Putus asa karena hujan, pemerintah telah mencoba memanipulasi cuaca dengan melakukan penyemaian awan berkali-kali, sementara pejabat dari Badan Irigasi mengadakan upacara pemujaan hujan pada awal Maret di mana mereka berdoa memohon bantuan dari Mazu, dewi laut dalam tradisi Tao dan Buddha.
Mereka berharap musim hujan tahunan, yang biasanya berlangsung dari pertengahan Mei hingga pertengahan Juni, akan membawa banyak hujan.
Tapi itu tidak bisa diharapkan.
Tahun lalu, pada bulan Mei musim hujan telah usai dan curah hujan tidak cukup.
Untuk saat ini, orang-orang yang tidak memiliki air ledeng mengisi ember mereka dua kali seminggu sebelumnya, atau mengambil air dari tangki yang dipasang di jalan pada hari libur.
TSMC dan pembuat chip lainnya sedang mempersiapkan skenario terburuk.
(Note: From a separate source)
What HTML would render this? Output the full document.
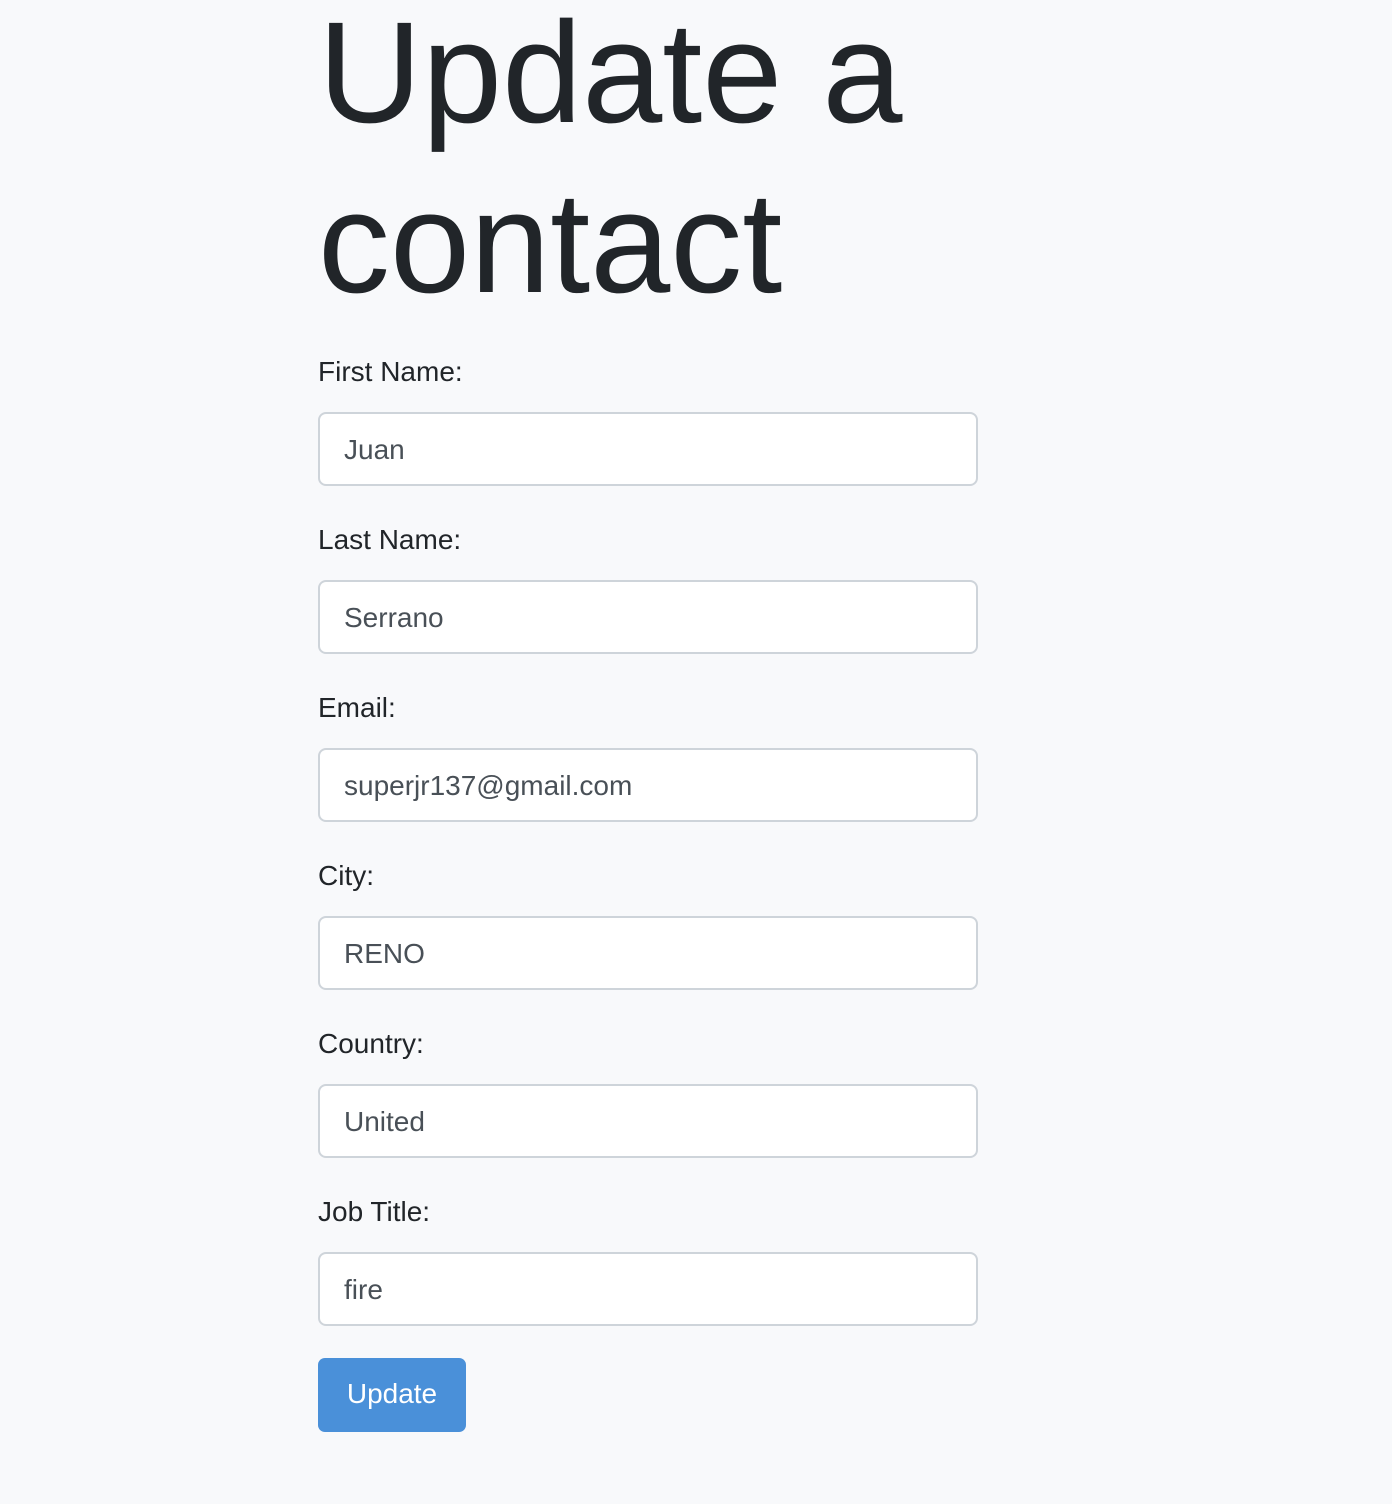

Mereka mendaur ulang lebih banyak air yang mereka gunakan - TSMC mengatakan mendaur ulang lebih dari 86% pasokan airnya.
Perusahaan juga membeli air dari lokasi konstruksi dan tempat lain yang. Sejauh ini, katanya, operasional perusahaan tidak terpengaruh.
Kuo Yao-cheng, juru bicara Badan Sumber Daya Air, mengatakan setiap orang harus turun tangan untuk menyelesaikan masalah ini.
"Pemerintah mengambil langkah-langkah untuk mengatasi masalah ini. ... Setiap orang dan setiap sektor harus memikirkan tentang bagaimana kita dapat menghemat air, terutama karena perubahan iklim akan menyebabkan curah hujan yang tidak mencukupi," kata Kuo.
Sementara itu, Chuang kini menanam semangka dan bunga matahari, yang membutuhkan lebih sedikit air.
Ia memompa air tanah dari sumur yang ia gali di ladangnya untuk menyirami tanamannya.
Namun ia yakin mengorbankan pertanian setiap kali terjadi kekeringan hanya akan memperburuk tingkat swasembada pangan - jumlah makanan yang ditanam secara lokal dan dikonsumsi warga, serta tidak diimpor dari luar negeri - Taiwan yang sudah rendah.
"Kami harus menemukan solusi jangka panjang untuk masalah ini," kata Chuang.
Jika Taiwan tidak menjawab tantangan tersebut, baik pertanian maupun industri semikonduktornya yang berharga akan menderita di tahun-tahun mendatang.